In accordance with Requirement 2.2.a, the Republic of Congo should ensure public disclosure of a description of the technical and financial criteria assessed in license transfers in the mining and oil and gas sectors, as well as an assessment by the MSG of any material deviations from the applicable legal and regulatory framework governing license awards and transfers for all contract and license awards and transfers during the accounting period covered by the most recent EITI disclosures, including for companies whose payments fall below the agreed materiality threshold. The Republic of Congo may wish to use EITI reporting to disclose commentary on the efficiency and effectiveness of licensing procedures. The Republic of Congo is invited to consider the extent to which information on the process for awarding and transferring mining, oil and gas licenses in practice could be systematically disclosed as a means of complying with Article 14 of the March 2017 Transparency Code (Law 10-2017).

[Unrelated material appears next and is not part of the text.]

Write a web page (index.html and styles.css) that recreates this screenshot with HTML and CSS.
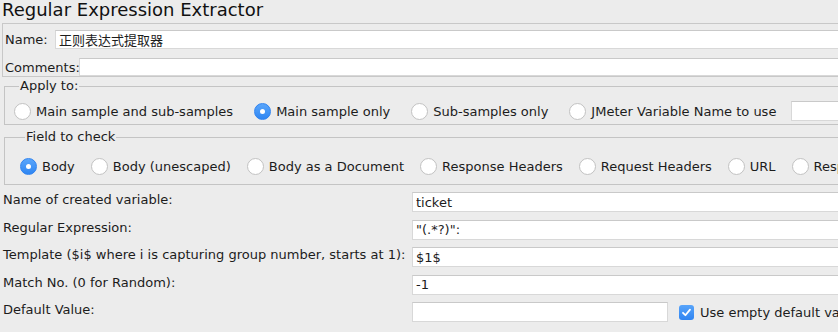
FILE: index.html
```html
<!DOCTYPE html>
<html lang="en">
<head>
    <meta charset="UTF-8">
    <title>Regular Expression Extractor</title>
    <link rel="stylesheet" href="styles.css">
</head>
<body>
    <div class="page">
        <h1 class="title">Regular Expression Extractor</h1>

        <!-- Name / comments -->
        <div class="name-panel">
            <div class="name-row">
                <label class="name-label">Name:</label>
                <input class="field" type="text" value="正则表达式提取器">
            </div>
            <div class="name-row comments-row">
                <label class="comments-label">Comments:</label>
                <input class="field" type="text" value="">
            </div>
        </div>

        <!-- Apply to -->
        <fieldset class="group apply-group">
            <legend>Apply to:</legend>
            <div class="radio-row">
                <label class="radio"><span class="dot"></span>Main sample and sub-samples</label>
                <label class="radio"><span class="dot checked"></span>Main sample only</label>
                <label class="radio"><span class="dot"></span>Sub-samples only</label>
                <label class="radio"><span class="dot"></span>JMeter Variable Name to use</label>
                <input class="field var-name" type="text" value="">
            </div>
        </fieldset>

        <!-- Field to check -->
        <fieldset class="group field-group">
            <legend>Field to check</legend>
            <div class="radio-row">
                <label class="radio"><span class="dot checked"></span>Body</label>
                <label class="radio"><span class="dot"></span>Body (unescaped)</label>
                <label class="radio"><span class="dot"></span>Body as a Document</label>
                <label class="radio"><span class="dot"></span>Response Headers</label>
                <label class="radio"><span class="dot"></span>Request Headers</label>
                <label class="radio"><span class="dot"></span>URL</label>
                <label class="radio"><span class="dot"></span>Response Code</label>
            </div>
        </fieldset>

        <!-- Settings -->
        <div class="settings">
            <label>Name of created variable:</label>
            <input class="field" type="text" value="ticket">

            <label>Regular Expression:</label>
            <input class="field" type="text" value="&quot;(.*?)&quot;:">

            <label>Template ($i$ where i is capturing group number, starts at 1):</label>
            <input class="field" type="text" value="$1$">

            <label>Match No. (0 for Random):</label>
            <input class="field" type="text" value="-1">

            <label>Default Value:</label>
            <div class="default-row">
                <input class="field default-input" type="text" value="">
                <label class="check">
                    <span class="box">
                        <svg width="11" height="11" viewBox="0 0 11 11"><path d="M2 5.8 L4.4 8.2 L9 2.6" fill="none" stroke="#fff" stroke-width="1.8" stroke-linecap="round" stroke-linejoin="round"/></svg>
                    </span>
                    Use empty default value
                </label>
            </div>
        </div>
    </div>
</body>
</html>
```

FILE: styles.css
```css
body {
    margin: 0;
    background: #ececec;
    font-family: "DejaVu Sans", "Noto Sans CJK SC", sans-serif;
    font-size: 13px;
    color: #1c1c1c;
    overflow: hidden;
}
.page {
    width: 1000px;
}
.title {
    margin: 0;
    padding-left: 2px;
    height: 23px;
    font-size: 18px;
    font-weight: normal;
    line-height: 20px;
    color: #111;
}
.field {
    box-sizing: border-box;
    height: 20px;
    margin: 0;
    padding: 0 3px;
    font-family: inherit;
    font-size: 13px;
    color: #1c1c1c;
    background: #fff;
    border: 1px solid #d8d8d8;
    border-top-color: #c9c9c9;
    outline: none;
}

/* name panel */
.name-panel {
    height: 46px;
    margin-left: 2px;
    padding: 6px 0 0 2px;
    border: 1px solid #c8c8c8;
    border-right: none;
}
.name-row {
    display: flex;
    align-items: center;
    height: 19px;
}
.name-row .field {
    flex: 1;
    height: 19px;
}
.comments-row {
    margin-top: 9px;
    height: 18px;
}
.comments-row .field {
    height: 18px;
}
.name-label {
    width: 50px;
}
.comments-label {
    width: 74px;
}

/* titled groups */
.group {
    margin: 0 0 0 4px;
    padding: 0;
    border: 1px solid #c4c4c4;
    border-right: none;
}
.group legend {
    margin-left: 5px;
    padding: 0 1px;
    line-height: 18px;
}
.apply-group {
    padding: 6px 0 3px 9px;
}
.apply-group .radio {
    margin-right: 21px;
}
.field-group {
    margin-top: 3px;
    padding: 10px 0 8px 15px;
}
.radio-row {
    display: flex;
    align-items: center;
    height: 20px;
    white-space: nowrap;
}
.radio {
    display: flex;
    align-items: center;
    margin-right: 16px;
}
.dot {
    box-sizing: border-box;
    width: 17px;
    height: 17px;
    margin-right: 5px;
    border: 1px solid #c2c2c2;
    border-radius: 50%;
    background: #fff;
    position: relative;
}
.dot.checked {
    border-color: #2f83f0;
    background: linear-gradient(#5aa6fb, #2f86f2);
}
.dot.checked:after {
    content: "";
    position: absolute;
    left: 5px;
    top: 5px;
    width: 5px;
    height: 5px;
    border-radius: 50%;
    background: #fff;
}
.var-name {
    width: 120px;
    margin-left: -6px;
    height: 20px;
}

/* settings grid */
.settings {
    display: grid;
    grid-template-columns: 409px 1fr;
    grid-auto-rows: 20px;
    row-gap: 7.5px;
    padding: 7px 0 0 3px;
}
.settings > label {
    line-height: 16px;
    white-space: nowrap;
}
.default-row {
    display: flex;
    align-items: center;
}
.default-input {
    width: 256px;
}
.check {
    display: flex;
    align-items: center;
    margin-left: 11px;
    white-space: nowrap;
}
.box {
    display: flex;
    align-items: center;
    justify-content: center;
    width: 15px;
    height: 15px;
    margin-right: 6px;
    border-radius: 3px;
    background: linear-gradient(#58a4fa, #2f84f1);
}
```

In accordance with Requirement 2.6, the Republic of Congo should ensure public disclosure of the prevailing rules and practices regarding the financial relationship between the government and SOEs, including disclosures of transfers, retained earnings, reinvestment and third-party financing related to SOE joint ventures and subsidiaries. The Republic of Congo should disclose details regarding the terms attached to SNPC’s equity stakes in extractives companies and projects, including their level of responsibility for covering expenses at various phases of the project cycle, e.g. full-paid equity, free equity or carried interest. Where there have been changes in the level of government and SNPC ownership during the EITI reporting period, the government and SNPC are expected to disclose the terms of the transaction, including details regarding valuation and revenues. To strengthen implementation as encouraged under Requirement 2.6.c, the Republic of Congo is encouraged to describe the rules and practices related to SNPC’s operating and capital expenditures, procurement, subcontracting and corporate governance, e.g. composition and appointment of the Board of Directors, Board’s mandate and code of conduct. The Republic of Congo is invited to consider the extent to which information on the rules and practices related to the financial relations between extractives SOEs (SNPC in particular) and the state could be systematically disclosed as a means of complying with Articles 15, 48 and 66 of the March 2017 Transparency Code (Law 10-2017).

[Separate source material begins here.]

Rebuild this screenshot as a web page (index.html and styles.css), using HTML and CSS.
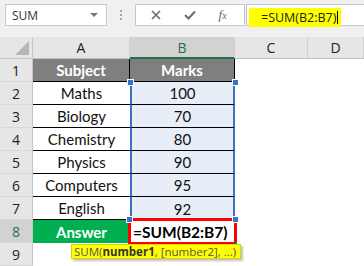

In accordance with Requirement 4.3, the Republic of Congo is required to consider whether there are any agreements, or sets of agreements involving the provision of goods and services (including loans, grants and infrastructure works), in full or partial exchange for oil, gas or mining exploration or production concessions or physical delivery of such commodities. This could include arrangements in which there is physical delivery of crude oil to specific buyers in reimbursement of loans or the provision of infrastructure works. To be able to do so, the multi-stakeholder group and the Independent Administrator need to gain a full understanding of: the terms of the relevant agreements and contracts, the parties involved, the resources which have been pledged by the state, the value of the balancing benefit stream (e.g. infrastructure works), and the materiality of these agreements relative to conventional contracts. Where the multi-stakeholder group concludes that these agreements are material, the multi-stakeholder group is required to ensure that EITI implementation addresses these agreements and disclosures provide a level of detail and disaggregation commensurate with the other payments and revenue streams. The multi-stakeholder group is required to agree a procedure to address data quality and assurance of the information set out above, in accordance with Requirement 4.9. The Republic of Congo is invited to consider the extent to which information on barter and infrastructure arrangements could be systematically disclosed as a means of complying with Article 66 of the March 2017 Transparency Code (Law 10-2017).

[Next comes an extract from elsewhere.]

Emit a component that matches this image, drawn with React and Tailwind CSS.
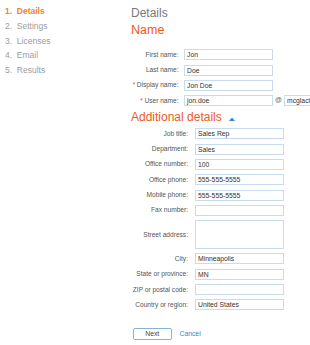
import React from "react";

const Label = ({ children, req, w }) => (
  <div className={`${w} shrink-0 text-right text-[6.6px] text-[#555] whitespace-nowrap`}>
    {req && <span className="text-[#e8581e] mr-[1.5px]">*</span>}
    {children}
  </div>
);

const Input = ({ value, h = "h-[11px]", w = "w-[89px]" }) => (
  <div
    className={`${w} ${h} shrink-0 border border-[#c9dced] bg-white pl-[2px] text-[6.8px] leading-[9px] text-[#333] whitespace-nowrap overflow-hidden`}
  >
    {value}
  </div>
);

export default function App() {
  const nav = ["Details", "Settings", "Licenses", "Email", "Results"];
  const g1 = [
    ["First name:", "Jon"],
    ["Last name:", "Doe"],
    ["Display name:", "Jon Doe", true],
  ];
  const g2a = [
    ["Job title:", "Sales Rep"],
    ["Department:", "Sales"],
    ["Office number:", "100"],
    ["Office phone:", "555-555-5555"],
    ["Mobile phone:", "555-555-5555"],
    ["Fax number:", ""],
  ];
  const g2b = [
    ["City:", "Minneapolis"],
    ["State or province:", "MN"],
    ["ZIP or postal code:", ""],
    ["Country or region:", "United States"],
  ];
  return (
    <div className="w-[310px] h-[345px] bg-white flex overflow-hidden font-['Liberation_Sans',Arial,sans-serif]">
      <nav className="w-[131px] shrink-0 pt-[4px] pl-[5px]">
        {nav.map((n, i) => (
          <div
            key={n}
            className={`h-[14.75px] leading-[14.75px] text-[8.5px] ${
              i === 0 ? "font-bold text-[#f5821f]" : "text-[#9d9d9d]"
            }`}
          >
            {i + 1}.&nbsp;&nbsp;{n}
          </div>
        ))}
      </nav>
      <main className="flex-1 min-w-0 pt-[6px]">
        <div className="h-[14px] leading-[14px] text-[12px] text-[#7a7a7a] font-light">Details</div>
        <div className="mt-[2.5px] h-[15px] leading-[15px] text-[12.5px] text-[#ec5a1f]">Name</div>
        <div className="mt-[11.8px] flex flex-col gap-[4.25px]">
          {g1.map(([l, v, r]) => (
            <div key={l} className="flex items-center gap-[5.5px]">
              <Label w="w-[47.5px]" req={r}>{l}</Label>
              <Input value={v} />
            </div>
          ))}
          <div className="flex items-center gap-[5.5px]">
            <Label w="w-[47.5px]" req>User name:</Label>
            <div className="flex items-center">
              <Input value="jon.doe" />
              <span className="w-[11px] shrink-0 text-center text-[6.8px] text-[#666]">@</span>
              <Input value="mcglacierdesign.onmicrosoft.com" w="w-[60px]" />
            </div>
          </div>
        </div>
        <div className="mt-[3.8px] h-[14px] leading-[14px] text-[12px] text-[#ec5a1f] flex items-center whitespace-nowrap">
          Additional details
          <svg className="ml-[7px] mt-[4px]" width="6" height="4" viewBox="0 0 6 4">
            <path d="M0 4 L3 0.5 L6 4 Z" fill="#2a8dd4" />
          </svg>
        </div>
        <div className="mt-[4.5px] flex flex-col gap-[4.3px]">
          {g2a.map(([l, v]) => (
            <div key={l} className="flex items-center gap-[7px]">
              <Label w="w-[57px]">{l}</Label>
              <Input value={v} />
            </div>
          ))}
          <div className="flex items-center gap-[7px]">
            <Label w="w-[57px]">Street address:</Label>
            <Input value="" h="h-[29px]" />
          </div>
          {g2b.map(([l, v]) => (
            <div key={l} className="flex items-center gap-[7px]">
              <Label w="w-[57px]">{l}</Label>
              <Input value={v} />
            </div>
          ))}
        </div>
        <div className="mt-[17.5px] flex items-center">
          <button className="ml-[2px] w-[38.5px] h-[12px] rounded-[2px] border border-[#86b3d9] bg-white text-[6.8px] leading-[10px] text-[#444]">
            Next
          </button>
          <span className="ml-[8px] text-[6.8px] text-[#2a8dd4]">Cancel</span>
        </div>
      </main>
    </div>
  );
}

In accordance with Requirement 5.1, the Republic of Congo should ensure that an explanation of the allocation of extractives revenues, whether cash or in kind, that are not recorded in the national budget is publicly disclosed, with links provided to relevant financial reports as applicable. The Republic of Congo is invited to consider the extent to which information on the allocation of extractives revenues not recorded in the national budget could be systematically disclosed as a means of complying with Articles 12 and 46 of the March 2017 Transparency Code (Law 10-2017).
In accordance with Requirement 6.1, the Republic of Congo should ensure that the legal or contractual basis for mandatory social expenditures is publicly disclosed. The Republic of Congo should ensure that public disclosures of mandatory social expenditures include descriptions of the payments and the identity and functions of any non-government beneficiaries. These disclosures should be comprehensive of all material mandatory social expenditures undertaken by all companies included in the scope of reporting.
In accordance with Requirement 6.2, the Republic of Congo should undertake a comprehensive review of all expenditures funded by extractives revenues that are not transferred to the Treasury that could be considered quasi-fiscal or otherwise. The MSG should develop a reporting process with a view to achieving a level of transparency commensurate with other payments and revenue streams, and should include SOE subsidiaries and joint ventures. The Government is encouraged to explain the statutory framework for the annual transfer of crude oil to CORAF, setting out clearly whether this represents a form of subsidy, and the annual value of the subsidy if applicable. The Republic of Congo is invited to consider the extent to which information on quasi-fiscal expenditures could be systematically disclosed as a means of complying with Articles 6, 31, 32 and 33 of the March 2017 Transparency Code (Law 10-2017).
In accordance with Requirement 7.1, the Republic of Congo must ensure that government and company disclosures comprehensible, actively promoted, publicly accessible and contributes to public debate. The Republic of Congo should ensure that the information is widely accessible and distributed, that outreach events, whether organised by government, civil society or companies, are undertaken to spread awareness of and facilitate dialogue about governance of extractive resources, building on EITI disclosures across the country in a socially inclusive manner.